Canada has no plan to deal with an international oil shortage even though one is almost certain to hit soon.

Just think about it: if Iran closes the Strait of Hormuz, 40 per cent of ocean-bound oil will be shut in at one blow. Canadians, who face special conditions of long cold winters, would be immediately affected.

This country imports half its oil, and a growing portion comes from OPEC countries.

We are as dependent on Middle East oil as the U.S., yet have no plan to direct domestic oil to Canadians.

Canada is the only country in the 27-member International Energy Agency without strategic petroleum reserves.

Prime Minister Stephen Harper’s reply to Peter Mansbridge in a Jan. 16 interview reveals why Canada has no oil plan.

He doesn’t believe in one.

Mansbridge asked, “Does it not seem odd that we’re moving oil out of Western Canada to either U.S. or new markets to Asia when a good chunk of Canada itself doesn’t have domestic oil?”

Canada is the only International Energy Agency country that takes a pure corporate market stance.

The other 26 members treat oil as a security issue.

“Security trumps trade” — Hillary Clinton’s catchphrase after 9/11 — captures the oil issue well. It means government actions take precedence over markets to ensure that oil, the lifeblood of modern societies, flows uninterrupted.

Despite its oil abundance, Canada is the most insecure International Energy Agency member.

In place of Harper’s “laissez-faire, don’t-care” ideology, Canada would do well to copy the U.S. “energy security and energy independence” plan. Put Canadians first.

The International Energy Agency was set up in the 1970s to counteract the threat of the OPEC oil cartel to the industrial countries.

The Paris-based agency requires that all its members have strategic petroleum reserves to deal with international oil-supply crises.

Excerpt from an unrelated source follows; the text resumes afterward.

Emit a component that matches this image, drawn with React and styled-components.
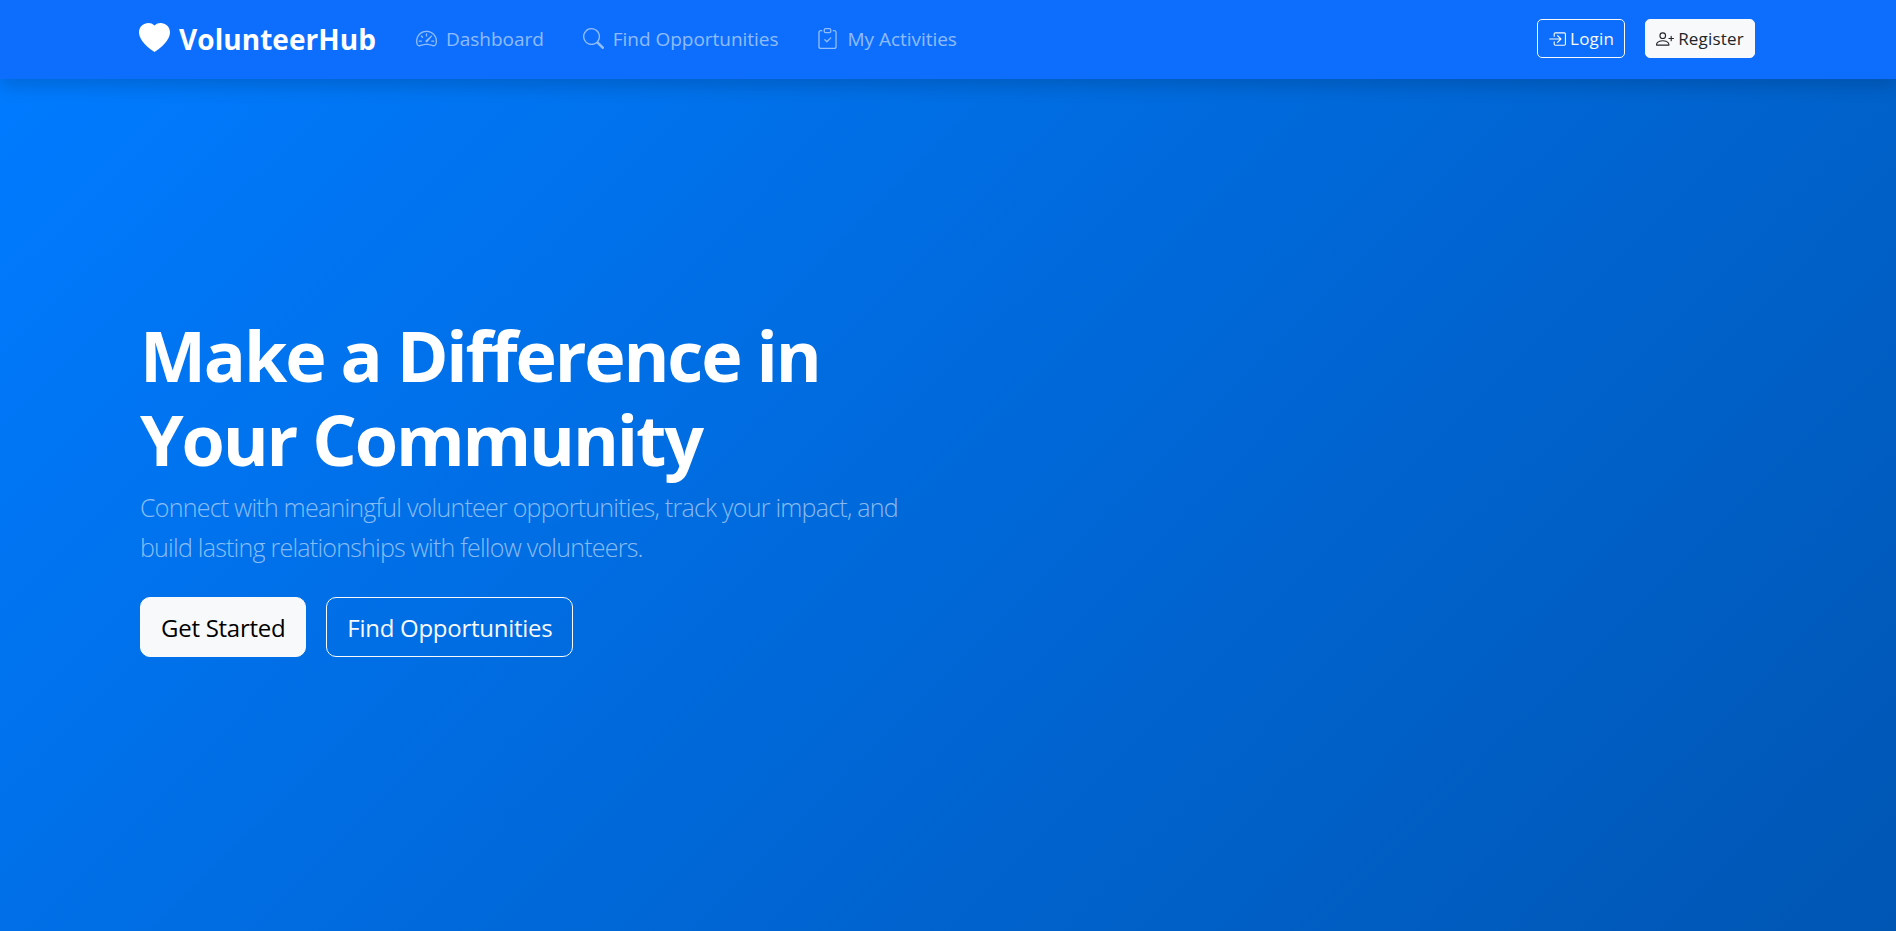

It exempts net oil exporters on the assumption that its few members who are net oil exporters will supply their own people first, before exporting. Norway does this.

Canada does not.

Harper is abdicating his responsibility as prime minister and talks as if he is the CEO of an oil transnational. He says Iran scares him, but refuses to bring in a plan to protect Eastern Canadians when he states: “Let the market do it.”

Harper’s shirking of responsibility recklessly plays with Canadians’ economic and even physical security. Ambulances, hospitals and fire trucks don’t work without oil. Nor do the furnaces of people who heat their homes with oil, as half of Atlantic Canadians do.

CEOs of oil corporations must by law deliver profits to their shareholders. They are not charged with providing for people during international oil shortages.

That’s the responsibility of prime ministers.

When will Stephen Harper stop thinking as an oil CEO and start acting like he is prime minister of Canada?